Andrey Zvyagintsev, “Leviathan” (2014)

Often taken as reflective of the current socio-political situation in Russia, this film about an ordinary man, living in a remote part of northwest Russia, who loses everything due to local political corruption, other people’s betrayals, the hypocrisy of social institutions and just the fickle hand of fate was actually inspired by a series of events in the US town of Granby, in Colorado state. In the early 1990s, Marvin Heemeyer bought some land and built a muffler shop. He later agreed to sell the land to a concrete company. He then changed his mind and demanded a higher price for his land. In 2001, the local council rezoned the land and gave approval for the concrete company to build a factory there. Heemeyer fought the council’s decision (because the factory would interfere with his own business) over several years and got support from family and friends to resist it, all to no avail. In 2004, with a bulldozer that he customised himself into a virtual tank, Heemeyer demolished Granby’s town hall, the mayor’s house, several other buildings and a number of vehicles including a police SUV. Ending up stuck in the basement of a store he had razed, and surrounded by a SWAT team, Heemeyer committed suicide with his handgun.

In Zvyagintsev’s story, Granby becomes Pribrezhny, an Arctic town that has seen better days as a Soviet factory city and Heemeyer becomes Kolya (Alexei Serebriakov), the local mechanic who is fighting a crooked mayor who wants Kolya’s land to build a new development. The mayor, Vadim (Roman Madyanov), repossesses Kolya’s property at a price less than the property’s value and begins moves to evict him. Kolya enlists the help of his old army buddy, Dima (Vladimir Vdovichenkov), who works as a wily lawyer in Moscow. All their appeals come to nought in court however. Dima manages to find some dirt on Vadim and threatens to expose him. Encouraged by an Orthodox priest, Vadim issues his own threat against Dima and Dima is forced to back off. In the meantime, Kolya has to deal with a delinquent teenage son Roman (Sergey Pokhdaev) who has fallen in with a local gang and his wife Lilia (Elena Lyadova) who works in the local fish plant and who secretly yearns to leave the town and the rural isolation. Bit by bit, Kolya is undone not only by Vadim’s scheming but also by Lilia and Dima when they start an affair together, and his own anger when he and some friends discover the couple’s indiscretion. A chain of events is set in motion that plunges Kolya into further hell and which reveals the corruption of Russian social and cultural institutions, the hollowness of love and friendship, and the failings of human nature. End of story.

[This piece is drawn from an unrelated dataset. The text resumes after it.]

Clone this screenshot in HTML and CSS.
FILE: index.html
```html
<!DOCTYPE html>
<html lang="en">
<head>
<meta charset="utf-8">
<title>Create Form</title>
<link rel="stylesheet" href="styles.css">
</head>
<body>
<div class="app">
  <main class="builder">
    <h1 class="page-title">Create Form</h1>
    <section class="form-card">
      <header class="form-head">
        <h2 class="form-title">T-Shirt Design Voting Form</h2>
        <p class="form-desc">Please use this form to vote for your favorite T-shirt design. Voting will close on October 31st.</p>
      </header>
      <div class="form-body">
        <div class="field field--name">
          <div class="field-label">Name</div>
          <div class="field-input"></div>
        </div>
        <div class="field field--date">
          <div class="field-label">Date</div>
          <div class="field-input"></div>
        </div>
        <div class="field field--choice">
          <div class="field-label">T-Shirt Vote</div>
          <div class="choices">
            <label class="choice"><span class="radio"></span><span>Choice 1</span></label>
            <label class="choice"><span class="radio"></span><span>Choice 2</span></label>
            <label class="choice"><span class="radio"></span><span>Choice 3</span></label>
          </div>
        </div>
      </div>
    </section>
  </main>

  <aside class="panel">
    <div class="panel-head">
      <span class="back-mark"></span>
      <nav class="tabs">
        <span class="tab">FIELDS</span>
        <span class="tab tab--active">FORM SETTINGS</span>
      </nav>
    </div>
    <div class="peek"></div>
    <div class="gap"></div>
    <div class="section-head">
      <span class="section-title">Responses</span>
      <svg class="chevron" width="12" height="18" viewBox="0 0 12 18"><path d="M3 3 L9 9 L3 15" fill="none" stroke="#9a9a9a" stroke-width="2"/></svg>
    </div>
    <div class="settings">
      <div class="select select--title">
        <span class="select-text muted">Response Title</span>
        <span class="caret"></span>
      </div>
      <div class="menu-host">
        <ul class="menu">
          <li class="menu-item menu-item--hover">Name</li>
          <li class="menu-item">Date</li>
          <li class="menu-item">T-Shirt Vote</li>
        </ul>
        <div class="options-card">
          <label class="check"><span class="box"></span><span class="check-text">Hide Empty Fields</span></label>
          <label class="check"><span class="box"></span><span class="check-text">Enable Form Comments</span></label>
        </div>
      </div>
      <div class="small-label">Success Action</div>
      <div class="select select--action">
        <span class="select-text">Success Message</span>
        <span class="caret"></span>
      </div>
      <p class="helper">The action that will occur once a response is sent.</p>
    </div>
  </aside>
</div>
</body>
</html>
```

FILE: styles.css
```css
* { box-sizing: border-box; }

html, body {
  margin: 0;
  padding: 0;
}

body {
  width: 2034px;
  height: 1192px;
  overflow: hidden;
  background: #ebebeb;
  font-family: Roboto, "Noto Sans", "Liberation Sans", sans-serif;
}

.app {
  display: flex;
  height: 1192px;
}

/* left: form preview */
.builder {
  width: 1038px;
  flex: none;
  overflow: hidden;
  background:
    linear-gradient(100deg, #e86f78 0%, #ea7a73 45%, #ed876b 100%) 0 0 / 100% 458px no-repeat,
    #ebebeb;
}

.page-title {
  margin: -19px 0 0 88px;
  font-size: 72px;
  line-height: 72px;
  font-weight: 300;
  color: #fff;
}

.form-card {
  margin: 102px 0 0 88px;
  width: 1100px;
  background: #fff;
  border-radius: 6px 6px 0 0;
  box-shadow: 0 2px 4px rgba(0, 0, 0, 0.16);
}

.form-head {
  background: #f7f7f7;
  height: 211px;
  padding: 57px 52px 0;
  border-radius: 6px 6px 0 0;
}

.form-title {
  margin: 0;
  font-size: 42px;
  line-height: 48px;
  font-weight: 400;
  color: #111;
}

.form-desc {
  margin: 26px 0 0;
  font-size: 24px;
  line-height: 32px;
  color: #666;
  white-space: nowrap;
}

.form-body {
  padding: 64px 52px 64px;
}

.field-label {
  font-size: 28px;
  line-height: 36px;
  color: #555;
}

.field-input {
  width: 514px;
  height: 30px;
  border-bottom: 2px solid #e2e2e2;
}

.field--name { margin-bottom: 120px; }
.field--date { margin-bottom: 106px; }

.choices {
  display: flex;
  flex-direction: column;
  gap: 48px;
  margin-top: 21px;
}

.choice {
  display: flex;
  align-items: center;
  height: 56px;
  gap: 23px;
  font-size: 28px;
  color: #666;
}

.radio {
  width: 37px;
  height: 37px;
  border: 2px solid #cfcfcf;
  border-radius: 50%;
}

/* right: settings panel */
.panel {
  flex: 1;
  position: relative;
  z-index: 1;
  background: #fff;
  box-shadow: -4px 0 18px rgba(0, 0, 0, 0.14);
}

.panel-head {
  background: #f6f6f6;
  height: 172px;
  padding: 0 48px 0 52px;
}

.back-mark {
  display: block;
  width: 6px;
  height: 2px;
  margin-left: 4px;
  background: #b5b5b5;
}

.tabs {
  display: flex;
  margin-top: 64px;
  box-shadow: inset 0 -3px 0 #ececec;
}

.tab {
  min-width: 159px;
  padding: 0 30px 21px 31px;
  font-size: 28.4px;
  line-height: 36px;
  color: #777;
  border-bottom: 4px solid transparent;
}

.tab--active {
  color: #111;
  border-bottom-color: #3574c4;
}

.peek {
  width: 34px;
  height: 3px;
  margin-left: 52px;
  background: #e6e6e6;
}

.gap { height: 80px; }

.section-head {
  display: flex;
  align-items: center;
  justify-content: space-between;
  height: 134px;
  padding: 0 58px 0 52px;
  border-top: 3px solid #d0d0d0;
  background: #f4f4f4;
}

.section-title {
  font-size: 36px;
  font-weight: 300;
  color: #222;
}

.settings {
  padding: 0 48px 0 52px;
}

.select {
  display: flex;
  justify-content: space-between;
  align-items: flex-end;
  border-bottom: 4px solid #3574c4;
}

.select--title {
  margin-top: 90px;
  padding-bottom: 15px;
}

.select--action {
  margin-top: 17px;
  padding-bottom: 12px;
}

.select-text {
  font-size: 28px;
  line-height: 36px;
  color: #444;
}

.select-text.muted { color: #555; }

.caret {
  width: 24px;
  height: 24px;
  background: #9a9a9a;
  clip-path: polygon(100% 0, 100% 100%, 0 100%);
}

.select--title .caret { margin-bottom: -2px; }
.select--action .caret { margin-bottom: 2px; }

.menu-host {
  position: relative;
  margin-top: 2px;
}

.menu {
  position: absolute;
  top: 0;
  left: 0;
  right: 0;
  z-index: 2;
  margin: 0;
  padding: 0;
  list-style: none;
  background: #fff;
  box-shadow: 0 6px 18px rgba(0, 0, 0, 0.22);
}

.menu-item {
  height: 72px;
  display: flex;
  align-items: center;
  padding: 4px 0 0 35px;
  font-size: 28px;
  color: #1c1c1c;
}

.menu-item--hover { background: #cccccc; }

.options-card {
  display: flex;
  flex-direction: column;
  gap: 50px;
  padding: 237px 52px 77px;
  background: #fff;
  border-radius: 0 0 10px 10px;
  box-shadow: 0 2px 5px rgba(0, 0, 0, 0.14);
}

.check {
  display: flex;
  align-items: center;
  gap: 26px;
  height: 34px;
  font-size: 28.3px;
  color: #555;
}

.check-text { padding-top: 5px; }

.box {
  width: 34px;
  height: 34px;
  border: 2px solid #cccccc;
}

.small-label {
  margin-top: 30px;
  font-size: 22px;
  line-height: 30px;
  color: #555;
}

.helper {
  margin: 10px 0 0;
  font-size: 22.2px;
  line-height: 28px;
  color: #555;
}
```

For all the fine acting and the beautiful cinematography which makes Pribrezhny and its natural surroundings significant characters in their own right, I found the film itself hollow and dishonest. Several major characters, most of all Dima and Elena, are simply not believable in both their intelligence and stupidity: why would Dima and Elena commence an affair, knowing that by doing so they are betraying Kolya in the hour of his greatest need? It’s as if Zvyagintsev enjoys playing a pitiless God just to see how much he can make Kolya suffer. The film is meant to be about how ordinary people with all their strengths and weaknesses cope in a world where Fate always holds the upper hand, and good fortune can suddenly be swept away by bad, and yet Zvyagintsev seems to think that Kolya must be made to suffer more by ridiculously contrived situations such as Elena and Dima’s sudden love affair and his later arraignment for murder based on circumstantial evidence. Zvyagintsev’s treatment of Kolya, the simple car mechanic whose main failing seems to be drinking too much vodka, is unsympathetic, even scathing: Kolya’s reaction to every problem is either to fall into a blind rage or blind drunkenness, and the character, for all his street smarts (to the extent that he calls on a clever Moscow lawyer to help) and skill with fixing cars, seems incapable of helping himself as he is led away to jail.

The scenes that involve hypocritical or unconcerned priests add very little to the plot and serve mainly to bash the Russian Orthodox Church in a pointless and tedious way. There may be much to criticise the Church for – it did co-operate with the Soviet government in the past, and it may very well be corrupt for all I know – but Zvyagintsev’s harsh treatment of its representatives as one-dimensional idiots suggests an agenda against the Church per se and not a true criticism of its practices or program.

Oddly enough, the one character who seems true to type and who might actually invite audience sympathy is the crooked mayor who revels in stealing Kolya’s property and using thugs to kick city-slicker Dima back into his place, yet needs the bishop Vasily and the priest Lyosha to help him when Dima threatens to expose his crimes to Moscow police. Although Vadim resorts to violence to get his way, his reason for doing so is understandable. His own hypocrisy is open to the audience but he is incapable of seeing it himself; Zvyagintsev intends that the church scene in which Vadim appears be a condemnation of both Vadim and the Russian Orthodox Church, yet the audience is likely to think that Dima and Elena have committed the greater sin of betraying Kolya.

Supposedly a film about how the little people are made to suffer by the corrupt workings of government and greedy individuals together with implacable Fate, “Leviathan” ends up looking more like an insult against ordinary people like Kolya, who does what he can with the resources he has to survive.